You have plans with them, but then the day before your date they say they have the stomach flu and not feeling well.

NC since Dec. 9th 2009

No Contact = No N

iVillage Member
Registered: 11-13-2008
Wed, 12-02-2009 - 10:03am

I soo agree with you llostagain!

I have had the same experience.When i showed interest,the guy found my faults but when i wasnt interested,i was everything he wanted and hated if i looked at another man and he was all insecure.but the moment i showed that i am there for him,he backed off ( he = most of the guys i have dated).
It sucks big time and i cant agree more that it was all waste of time and he wasnt worth it !

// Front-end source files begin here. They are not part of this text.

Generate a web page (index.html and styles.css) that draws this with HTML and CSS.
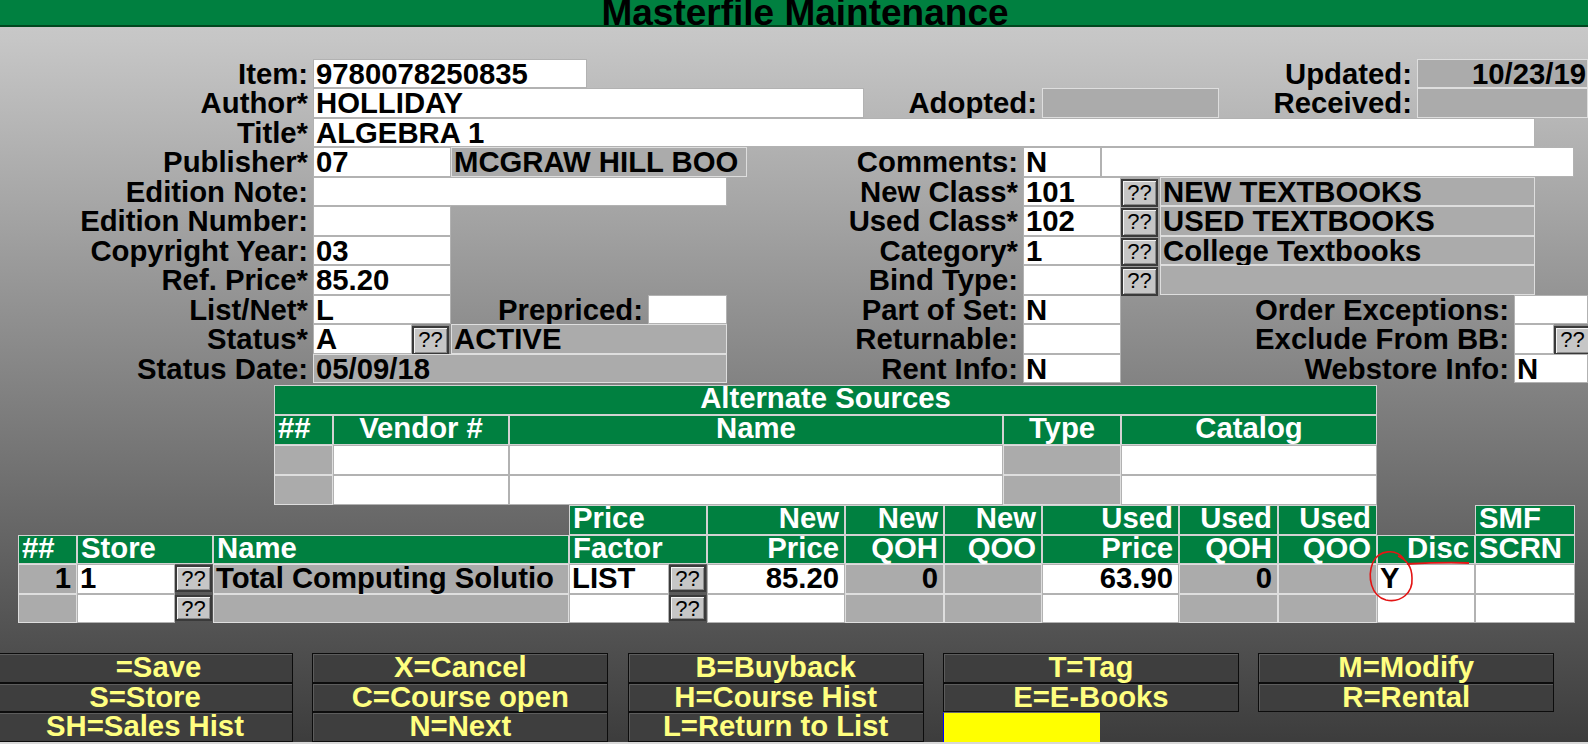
FILE: index.html
```html
<!DOCTYPE html>
<html>
<head>
<meta charset="utf-8">
<title>Masterfile Maintenance</title>
<link rel="stylesheet" href="styles.css">
</head>
<body>
<div class="hdr">Masterfile Maintenance</div>

<div class="form">
  <div class="l r1 c1-2">Item:</div>
  <div class="w r1 c2-5">9780078250835</div>
  <div class="l r1 c15-16">Updated:</div>
  <div class="g r1 c16-21 ra tight">10/23/19</div>

  <div class="l r2 c1-2">Author*</div>
  <div class="w r2 c2-9">HOLLIDAY</div>
  <div class="l r2 c9-11">Adopted:</div>
  <div class="g r2 c11-15"></div>
  <div class="l r2 c15-16">Received:</div>
  <div class="g r2 c16-21"></div>

  <div class="l r3 c1-2">Title*</div>
  <div class="w r3 c2-18">ALGEBRA 1</div>

  <div class="l r4 c1-2">Publisher*</div>
  <div class="w r4 c2-4">07</div>
  <div class="g r4 c4-8">MCGRAW HILL BOO</div>
  <div class="l r4 c8-10">Comments:</div>
  <div class="w r4 c10-12">N</div>
  <div class="w r4 c12-20"></div>

  <div class="l r5 c1-2">Edition Note:</div>
  <div class="w r5 c2-7"></div>
  <div class="l r5 c8-10">New Class*</div>
  <div class="w r5 c10-13">101</div>
  <div class="qq r5 c13-14">??</div>
  <div class="g r5 c14-18">NEW TEXTBOOKS</div>

  <div class="l r6 c1-2">Edition Number:</div>
  <div class="w r6 c2-4"></div>
  <div class="l r6 c8-10">Used Class*</div>
  <div class="w r6 c10-13">102</div>
  <div class="qq r6 c13-14">??</div>
  <div class="g r6 c14-18">USED TEXTBOOKS</div>

  <div class="l r7 c1-2">Copyright Year:</div>
  <div class="w r7 c2-4">03</div>
  <div class="l r7 c8-10">Category*</div>
  <div class="w r7 c10-13">1</div>
  <div class="qq r7 c13-14">??</div>
  <div class="g r7 c14-18">College Textbooks</div>

  <div class="l r8 c1-2">Ref. Price*</div>
  <div class="w r8 c2-4">85.20</div>
  <div class="l r8 c8-10">Bind Type:</div>
  <div class="w r8 c10-13"></div>
  <div class="qq r8 c13-14">??</div>
  <div class="g r8 c14-18"></div>

  <div class="l r9 c1-2">List/Net*</div>
  <div class="w r9 c2-4">L</div>
  <div class="l r9 c4-6">Prepriced:</div>
  <div class="w r9 c6-7"></div>
  <div class="l r9 c8-10">Part of Set:</div>
  <div class="w r9 c10-13">N</div>
  <div class="l r9 c13-17">Order Exceptions:</div>
  <div class="w r9 c17-21"></div>

  <div class="l r10 c1-2">Status*</div>
  <div class="w r10 c2-3">A</div>
  <div class="qq r10 c3-4">??</div>
  <div class="g r10 c4-7">ACTIVE</div>
  <div class="l r10 c8-10">Returnable:</div>
  <div class="w r10 c10-13"></div>
  <div class="l r10 c13-17">Exclude From BB:</div>
  <div class="w r10 c17-19"></div>
  <div class="qq r10 c19-21 wide">??</div>

  <div class="l r11 c1-2">Status Date:</div>
  <div class="g r11 c2-7">05/09/18</div>
  <div class="l r11 c8-10">Rent Info:</div>
  <div class="w r11 c10-13">N</div>
  <div class="l r11 c13-17">Webstore Info:</div>
  <div class="w r11 c17-21">N</div>
</div>

<div class="alt tbl">
  <div class="h span-all ctr">Alternate Sources</div>
  <div class="h">##</div>
  <div class="h ctr">Vendor #</div>
  <div class="h ctr">Name</div>
  <div class="h ctr">Type</div>
  <div class="h ctr">Catalog</div>

  <div class="g"></div>
  <div class="w"></div>
  <div class="w"></div>
  <div class="g"></div>
  <div class="w"></div>

  <div class="g"></div>
  <div class="w"></div>
  <div class="w"></div>
  <div class="g"></div>
  <div class="w"></div>
</div>

<div class="stores tbl">
  <div class="blank"></div>
  <div class="blank"></div>
  <div class="blank"></div>
  <div class="h">Price</div>
  <div class="h ra">New</div>
  <div class="h ra">New</div>
  <div class="h ra">New</div>
  <div class="h ra">Used</div>
  <div class="h ra">Used</div>
  <div class="h ra">Used</div>
  <div class="blank"></div>
  <div class="h">SMF</div>

  <div class="h">##</div>
  <div class="h">Store</div>
  <div class="h">Name</div>
  <div class="h">Factor</div>
  <div class="h ra">Price</div>
  <div class="h ra">QOH</div>
  <div class="h ra">QOO</div>
  <div class="h ra">Price</div>
  <div class="h ra">QOH</div>
  <div class="h ra">QOO</div>
  <div class="h ra">Disc</div>
  <div class="h">SCRN</div>

  <div class="g ra">1</div>
  <div class="cmb"><div class="w">1</div><div class="qq tq">??</div></div>
  <div class="g">Total Computing Solutio</div>
  <div class="cmb"><div class="w">LIST</div><div class="qq tq">??</div></div>
  <div class="w ra">85.20</div>
  <div class="g ra">0</div>
  <div class="g"></div>
  <div class="w ra">63.90</div>
  <div class="g ra">0</div>
  <div class="g"></div>
  <div class="w">Y</div>
  <div class="w"></div>

  <div class="g"></div>
  <div class="cmb"><div class="w"></div><div class="qq tq">??</div></div>
  <div class="g"></div>
  <div class="cmb"><div class="w"></div><div class="qq tq">??</div></div>
  <div class="w"></div>
  <div class="g"></div>
  <div class="g"></div>
  <div class="w"></div>
  <div class="g"></div>
  <div class="g"></div>
  <div class="w"></div>
  <div class="w"></div>
</div>

<div class="btns">
  <div class="b save">=Save</div>
  <div class="b">X=Cancel</div>
  <div class="b">B=Buyback</div>
  <div class="b">T=Tag</div>
  <div class="b">M=Modify</div>
  <div class="b">S=Store</div>
  <div class="b">C=Course open</div>
  <div class="b">H=Course Hist</div>
  <div class="b">E=E-Books</div>
  <div class="b">R=Rental</div>
  <div class="b">SH=Sales Hist</div>
  <div class="b">N=Next</div>
  <div class="b">L=Return to List</div>
  <div class="yel"></div>
</div>
<div class="foot"></div>

<svg class="mark" width="1588" height="744" viewBox="0 0 1588 744">
  <path d="M1404 559 C1396 548 1379 550 1373 562 C1367 577 1371 596 1386 600 C1401 603 1413 593 1412 578 C1412 567 1407 560 1398 556" fill="none" stroke="#e31414" stroke-width="1.6"/>
  <path d="M1407 564 C1425 563 1450 562 1469 563" fill="none" stroke="#e31414" stroke-width="1.8"/>
</svg>
</body>
</html>
```

FILE: styles.css
```css
* { box-sizing: border-box; margin: 0; padding: 0; }

html, body { width: 1588px; height: 744px; overflow: hidden; }

body {
  position: relative;
  display: flex;
  flex-direction: column;
  background: linear-gradient(180deg, #cbcbcb 0px, #c6c6c6 40px, #3c3c3c 744px);
  font-family: "Liberation Sans", Arial, sans-serif;
  font-weight: bold;
  font-size: 29.3px;
  color: #000;
}

.hdr {
  flex: none;
  height: 27px;
  background: #008040;
  border-bottom: 2px solid #00471f;
  text-align: center;
  font-size: 37px;
  line-height: 25.5px;
  padding-left: 22px;
  white-space: nowrap;
}

/* ---------- upper form ---------- */
.form {
  flex: none;
  margin-top: 31.5px;
  display: grid;
  grid-template-columns: 313px 99px 39px 136px 61px 79px 20px 117px 159px 19px 59px 20px 39px 59px 198px 97px 21px 19px 20px 14px;
  grid-template-rows: repeat(11, 29.5px);
}

.l {
  text-align: right;
  padding-right: 5px;
  line-height: 29.5px;
  white-space: nowrap;
}

.w, .g {
  border: 1px solid;
  line-height: 27.5px;
  padding: 0 3px 0 2px;
  white-space: nowrap;
}
.w { background: #fff; border-color: #b2b2b2; }
.g { background: #ababab; border-color: #dedede; }
.ra { text-align: right; padding-right: 5px; }
.ra.tight { padding-right: 1px; }
.ctr { text-align: center; }

.qq {
  background: #c6c6c6;
  border: 2px solid #3a3a3a;
  box-shadow: inset 1px 1px 0 #f4f4f4, inset -1px -1px 0 #8a8a8a;
  font-weight: normal;
  font-size: 22px;
  line-height: 23px;
  text-align: center;
  margin: 2px 2px -1px 0;
}
.qq.wide { width: 37px; }

.r1 { grid-row: 1; } .r2 { grid-row: 2; } .r3 { grid-row: 3; } .r4 { grid-row: 4; }
.r5 { grid-row: 5; } .r6 { grid-row: 6; } .r7 { grid-row: 7; } .r8 { grid-row: 8; }
.r9 { grid-row: 9; } .r10 { grid-row: 10; } .r11 { grid-row: 11; }

.c1-2 { grid-column: 1 / 2; }
.c2-3 { grid-column: 2 / 3; }
.c2-4 { grid-column: 2 / 4; }
.c2-5 { grid-column: 2 / 5; }
.c2-7 { grid-column: 2 / 7; }
.c2-9 { grid-column: 2 / 9; }
.c2-18 { grid-column: 2 / 18; }
.c3-4 { grid-column: 3 / 4; }
.c4-6 { grid-column: 4 / 6; }
.c4-7 { grid-column: 4 / 7; }
.c4-8 { grid-column: 4 / 8; }
.c6-7 { grid-column: 6 / 7; }
.c8-10 { grid-column: 8 / 10; }
.c9-11 { grid-column: 9 / 11; }
.c10-12 { grid-column: 10 / 12; }
.c10-13 { grid-column: 10 / 13; }
.c11-15 { grid-column: 11 / 15; }
.c12-20 { grid-column: 12 / 20; }
.c13-14 { grid-column: 13 / 14; }
.c13-17 { grid-column: 13 / 17; }
.c14-18 { grid-column: 14 / 18; }
.c15-16 { grid-column: 15 / 16; }
.c16-21 { grid-column: 16 / 21; }
.c17-19 { grid-column: 17 / 19; }
.c17-21 { grid-column: 17 / 21; }
.c19-21 { grid-column: 19 / 21; }

/* ---------- tables ---------- */
.tbl { flex: none; display: grid; }

.h {
  background: #008040;
  color: #fff;
  border: 1px solid #d2d2d2;
  line-height: 24px;
  padding: 0 3px;
  white-space: nowrap;
}
.h.ra { padding-right: 5px; }

.tbl .w, .tbl .g { line-height: 26px; }

.alt {
  margin-top: 2px;
  margin-left: 274px;
  width: 1103px;
  grid-template-columns: 59px 176px 494px 118px 256px;
  grid-auto-rows: 30px;
}
.span-all { grid-column: 1 / -1; }

.stores {
  margin-left: 18px;
  width: 1557px;
  grid-template-columns: 59px 136px 356px 138px 138px 99px 98px 137px 99px 99px 98px 100px;
  grid-auto-rows: 29.5px;
}

.cmb { display: flex; }
.cmb .w { flex: 1; }
.qq.tq { width: 37px; flex: none; margin: 1px 1px 2px 0; }

/* ---------- function keys ---------- */
.btns {
  flex: none;
  margin-top: 30px;
  margin-left: -3px;
  display: grid;
  grid-template-columns: repeat(5, 296px);
  column-gap: 19.3px;
  grid-auto-rows: 29.5px;
}

.b {
  background: #3e3e3e;
  border: 1px solid #0c0c0c;
  box-shadow: inset 1px 1px 0 #5c5c5c;
  color: #ffff80;
  text-align: center;
  line-height: 25px;
  white-space: nowrap;
}
.b.save { padding-left: 27px; }

.yel {
  width: 157px;
  background: #ffff00;
  border-left: 1px solid #0000ff;
  border-top: 1px solid #6a6a6a;
}

.foot {
  flex: none;
  margin-top: 0.5px;
  height: 2px;
  background: #d8d8d8;
}

.mark {
  position: absolute;
  left: 0;
  top: 0;
  pointer-events: none;
}
```
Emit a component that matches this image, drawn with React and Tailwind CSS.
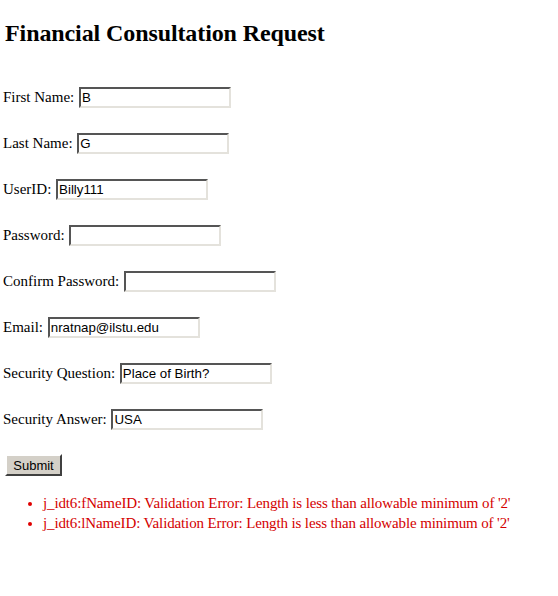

Its a certain kind of breed that does so,not all guys and unfortunately,i somehow landed up with such guys.not worth it at all.

iVillage Member
Registered: 11-28-2009
Wed, 12-02-2009 - 12:31pm
People treat you the way YOU let them.....maybe you need to re-evaluate the people you are choosing to be with.....


Edited 12/2/2009 4:36 pm ET by wtf19721
iVillage Member
Registered: 04-01-2003
Wed, 12-02-2009 - 12:51pm

No, it's not the OP or the responders. It's an entrenched problem on the Y chromosome.

I used to believe as WTF19721 says "You treat people as they treat you". But as I've gone on living, there is still no excuse for rude, offensive and dillweed behavior.

If you're not into somebody just tell them. There is no need for games. Then again, those with a Y chromosome don't like to be the "bad guy". Which, oftentimes, they are.

iVillage Member
Registered: 11-22-2009
Wed, 12-02-2009 - 5:42pm

Wtf-


That is bull because I treat the guy I'm dating the way I want to be treated.